The review is exploring the idea of selling its retail business to focus on becoming a generation company only.
But just 24 hours later the company reversed course, saying that if electricity prices remained in line with current forecasts and it retained its retail business, its earnings before interest, tax, depreciation, amortisation and fair value movements (EBITDAF) were expected to be $200m to $225m – ranging between flat on last year and a 12.5 per cent increase.
Chief executive David Prentice said “the main reason” for the change was that infrastructure fund Infratil – which owns 51 per cent of the company – needed an earnings forecast to include in its outlook, when it published its results on Wednesday.
At the end of April, Trustpower said it was progressing to due diligence in its strategic review.
The thinking behind the review appears to be a belief that companies which exclusively produce renewable electricity are valued more highly by the market than integrated generator-retailers.
Origin Capital Fund I, New Zealand’s first private equity fund dedicated to investing in the kiwifruit sector, has completedthe process to raise $85m, following its earlier close in February at $69m.
Managing director Dominic Jones said the group expects to invest more than $170m in kiwifruit orchards over the next two years.

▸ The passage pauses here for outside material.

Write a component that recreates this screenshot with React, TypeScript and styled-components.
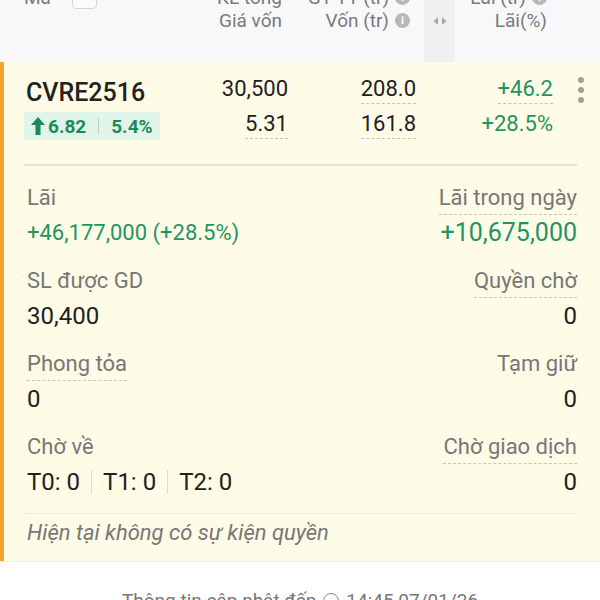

Jones said that strong support from investors reflected recognition of the strong fundamentals of New Zealand agriculture, the kiwifruit sector, and kiwifruit marketer Zespri. He said there was clearly strong investor appetite for exposure to the sector.
Since the Fund’s first close in February, it has secured seven properties for the portfolio –a mix of producing orchards and bare land for development, in Kerikeri, Bay of Plenty and Gisborne.